Were students nervous for Holden, or bored? I’ll tell you, this whole part makes me nervous. Not only were guys back then all too willing to ignore any protests a girl put up (like that’s changed…), Holden reveals just enough of what he knows about Jane’s past to make us think that she might be particularly vulnerable to the overpowering advances of a jerk like Stradlater. And it would do her some real emotional damage, too.

And I also happen to know, since I’ve read the book 6 times, that Holden’s fear of what might have happened to Jane that night is a big part of what keeps him from ever getting in touch with her through all his adventures after he leaves school. In some ways, she seems like the only person that could really help him (at least, he might think so), but in his mind she could only help him if she’s still the Jane who keeps all her kings in the back row–not the Jane who is forced into some kind of degraded maturity by a jerk in the back seat of a car.

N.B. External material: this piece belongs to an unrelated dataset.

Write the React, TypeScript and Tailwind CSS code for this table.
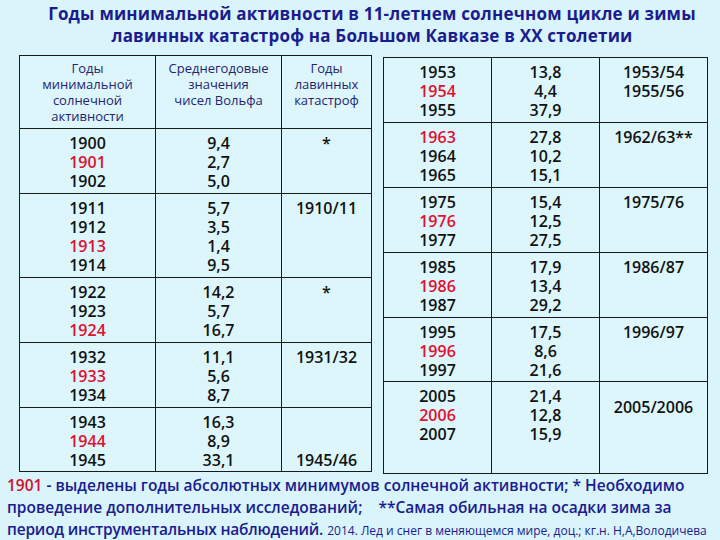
type Line = { t: string; red?: boolean };
type Row = { h: number; years: Line[]; wolf: string[]; aval: string[]; avalPad?: string };

const y = (s: string): Line => ({ t: s });
const r = (s: string): Line => ({ t: s, red: true });

const leftRows: Row[] = [
  { h: 65, years: [y("1900"), r("1901"), y("1902")], wolf: ["9,4", "2,7", "5,0"], aval: ["*"] },
  { h: 84, years: [y("1911"), y("1912"), r("1913"), y("1914")], wolf: ["5,7", "3,5", "1,4", "9,5"], aval: ["1910/11"] },
  { h: 65, years: [y("1922"), y("1923"), r("1924")], wolf: ["14,2", "5,7", "16,7"], aval: ["*"] },
  { h: 65, years: [y("1932"), r("1933"), y("1934")], wolf: ["11,1", "5,6", "8,7"], aval: ["1931/32"] },
  { h: 64, years: [y("1943"), r("1944"), y("1945")], wolf: ["16,3", "8,9", "33,1"], aval: ["\u00a0", "\u00a0", "1945/46"] },
];

const rightRows: Row[] = [
  { h: 65, years: [y("1953"), r("1954"), y("1955")], wolf: ["13,8", "4,4", "37,9"], aval: ["1953/54", "1955/56"] },
  { h: 65, years: [r("1963"), y("1964"), y("1965")], wolf: ["27,8", "10,2", "15,1"], aval: ["1962/63**"] },
  { h: 65, years: [y("1975"), r("1976"), y("1977")], wolf: ["15,4", "12,5", "27,5"], aval: ["1975/76"] },
  { h: 65, years: [y("1985"), r("1986"), y("1987")], wolf: ["17,9", "13,4", "29,2"], aval: ["1986/87"] },
  { h: 64, years: [y("1995"), r("1996"), y("1997")], wolf: ["17,5", "8,6", "21,6"], aval: ["1996/97"] },
  { h: 92, years: [y("2005"), r("2006"), y("2007")], wolf: ["21,4", "12,8", "15,9"], aval: ["2005/2006"], avalPad: "pt-[16px]" },
];

const num = "font-['Open_Sans',sans-serif] font-semibold text-[16px] leading-[19px] text-[#111]";
const cell = "border border-[#1a1a1a] align-top text-center pt-[5px]";

function DataRow({ row }: { row: Row }) {
  return (
    <tr style={{ height: row.h }}>
      <td className={cell}>
        <div className={num}>
          {row.years.map((l) => (
            <div key={l.t} className={l.red ? "text-[#e0102e]" : ""}>
              {l.t}
            </div>
          ))}
        </div>
      </td>
      <td className={cell}>
        <div className={`${num} whitespace-pre-line`}>{row.wolf.join("\n")}</div>
      </td>
      <td className={`${cell} ${row.avalPad ?? ""}`}>
        <div className={`${num} whitespace-pre-line`}>{row.aval.join("\n")}</div>
      </td>
    </tr>
  );
}

export default function App() {
  return (
    <div className="w-[720px] h-[540px] bg-[#d9f4fb] flex flex-col overflow-hidden font-['Open_Sans',sans-serif]">
      <div className="pt-[3px] pl-[24px] text-center text-[#1b1b8f] font-bold text-[17px] leading-[22px] tracking-[0.2px]">
        <div>Годы минимальной активности в 11-летнем солнечном цикле и зимы</div>
        <div>лавинных катастроф на Большом Кавказе в XX столетии</div>
      </div>

      <div className="flex items-start pl-[19px] gap-[11px] mt-[8px]">
        <table className="border-collapse table-fixed bg-[#dcf6fc]">
          <colgroup>
            <col className="w-[136px]" />
            <col className="w-[126px]" />
            <col className="w-[90px]" />
          </colgroup>
          <tbody>
            <tr className="h-[73px]">
              {[
                ["Годы", "минимальной", "солнечной", "активности"],
                ["Среднегодовые", "значения", "чисел Вольфа"],
                ["Годы", "лавинных", "катастроф"],
              ].map((lines, i) => (
                <td key={i} className="border border-[#1a1a1a] align-top text-center pt-[4px]">
                  <div className="text-[13px] leading-[16px] text-[#24246e] whitespace-pre-line">
                    {lines.join("\n")}
                  </div>
                </td>
              ))}
            </tr>
            {leftRows.map((row, i) => (
              <DataRow key={i} row={row} />
            ))}
          </tbody>
        </table>

        <table className="border-collapse table-fixed bg-[#dcf6fc] mt-[2px]">
          <colgroup>
            <col className="w-[108px]" />
            <col className="w-[108px]" />
            <col className="w-[108px]" />
          </colgroup>
          <tbody>
            {rightRows.map((row, i) => (
              <DataRow key={i} row={row} />
            ))}
          </tbody>
        </table>
      </div>

      <div className="pl-[7px] text-[#1b1b8f] font-semibold text-[15.5px] leading-[22px]">
        <div>
          <span className="text-[#d0102a]">1901</span> - выделены годы абсолютных минимумов солнечной активности; * Необходимо
        </div>
        <div>
          проведение дополнительных исследований;&nbsp;&nbsp;&nbsp;&nbsp;**Самая обильная на осадки зима за
        </div>
        <div className="whitespace-nowrap">
          <span className="tracking-[-0.2px]">период инструментальных наблюдений.</span>{" "}
          <span className="font-normal text-[12px]">2014. Лед и снег в меняющемся мире, доц.; кг.н. Н,А,Володичева</span>
        </div>
      </div>
    </div>
  );
}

This is pretty important stuff that happens today, under the surface. Were students feeling the tension, or was it boredom that weighed their heads down? Comments, you guys?

Anyway.

Today we took a quiz on the parts of speech. If you missed class today and are reading this, come see me during project period and you can take the quiz.

After that, we reviewed yesterday’s discussion about voice, and talked about how we might apply some of those terms to writing.

I suggested that one way to start talking about voice would be to make a list of “Holdenisms” while we read. These would be words, phrases, mannerisms, etc., that Holden uses again and again in his narration of the events in Catcher. So while I read (to page 46), students used a two-sided ledger sheet to write down phrases from the book on one side, with their comments about Holden’s attitude or emotional state as revealed by his language on the other side. This is one way to start getting at “voice” in the written word.

Tomorrow, we’ll swap Holdenisms, and then the class will get to try their hand at writing a little story from their own lives in the style of Holden. We’ll have a whole “goshdarn” class of little Holdens. Hold onto your hats and glasses.